Não há prazo para que o laudo seja finalizado. Doze pessoas participaram da reconstituição, que é considerada extensa para os padrões do IGP.
— Como é um trabalho muito extenso, detalhado, muitos participantes, 12 ao todo, não temos como precisar quanto tempo vai levar — complementou a perita.
A reconstituição foi solicitada pela defesa do segurança Giovani Gaspar da Silva, que está preso. O advogado do réu, David Leal, se manifestou por meio de nota:
"Conseguimos verificar que foram disponibilizadas seletivamente algumas imagens das câmeras do mercado. Havia outras que poderiam ter sido acessadas, mas a polícia não o fez. Fizeram mal um trabalho que não era das suas atribuições. Enquanto a polícia extrapolar os limites das suas funções, haverá ilegalidades e quebra da cadeia de custódia, o que é proibido expressamente por lei. Em diversos momentos da RSF tivemos ilegalidades que serão denunciadas. Isso também sustentamos em relação a outros meios de prova. A participação da defesa torna o procedimentos mais democrático. Como pontos importantes foram deixados de lado, instauramos uma investigação defensiva, nos termos da resolução 188, do conselho federal da OAB. Há cerceamento de defesa que será comunicado ao juízo. Foi de absoluta importância a realização desse meio de prova e estamos satisfeitos, pois onde não houve esclarecimento, encontramos certa tentativa de escamotear os fatos."
As noites de trabalho
Na terça-feira (10), no primeiro dia de reconstituição, foi a vez das testemunhas relatarem suas versões. Nesta quinta-feira (12), os réus deram seus depoimentos por cerca de quatro horas no Palácio da Polícia, em oitivas que se iniciaram às 18h. Mais tarde, foram levados até o hipermercado acompanhados de seus advogados, onde ficaram mantidos em ambientes diferentes no interior do estabelecimento.
Com policiamento reforçado na região, o trabalho da Polícia Civil e do IGP começou por volta das 23h30min no local. Dos seis indiciados pelo crime, quatro participaram da reconstituição. Dois estão detidos, um está em prisão domiciliar e os demais respondem em liberdade.
O segurança Magno Braz Borges, que está preso, optou por não participar, assim como a fiscal da loja Adriana Alves Dutra, que está em prisão domiciliar. Ela chegou a participar da primeira etapa, prestando depoimento no Palácio da Polícia, mas decidiu não reviver a cena do crime.
Além deles, respondem pelo assassinato de Freitas os funcionários do Carrefour Rafael Rezende e Kleiton Silva Santos, o segurança Paulo Francisco da Silva e Giovani Gaspar da Silva.
À frente do processo criminal da morte de João Alberto, a juíza Lourdes Helena Pacheco da Silva, da 2ª Vara do Júri da Capital, marcou a primeira audiência da ação para o próximo dia 18.
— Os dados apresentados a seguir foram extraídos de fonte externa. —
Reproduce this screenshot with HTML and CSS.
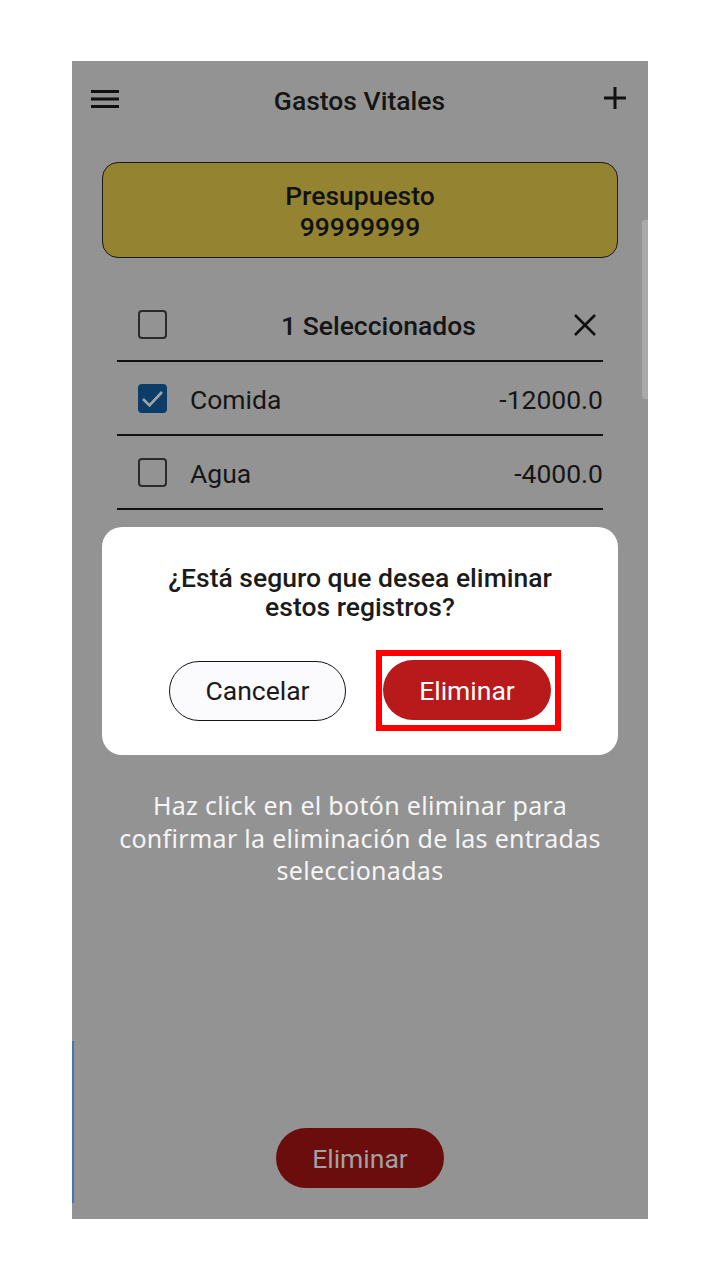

Em nota, o Carrefour informou que não faz parte deste processo criminal, mas que "está dando o apoio necessário para que as autoridades policiais realizem a reconstituição".
Confira a nota do Carrefour na íntegra:
"O Grupo Carrefour Brasil está dando todo o apoio necessário para que as autoridades policiais realizem a reconstituição. A empresa não faz parte deste processo criminal, que visa investigar individualmente os envolvidos na ação. O Grupo Carrefour Brasil segue comprometido com a luta antirracista que se materializa no maior investimento privado já feito para redução da desigualdade racial no Brasil. São valores que superam R$ 115 milhões e serão majoritariamente investidos em educação e geração de renda para a população negra."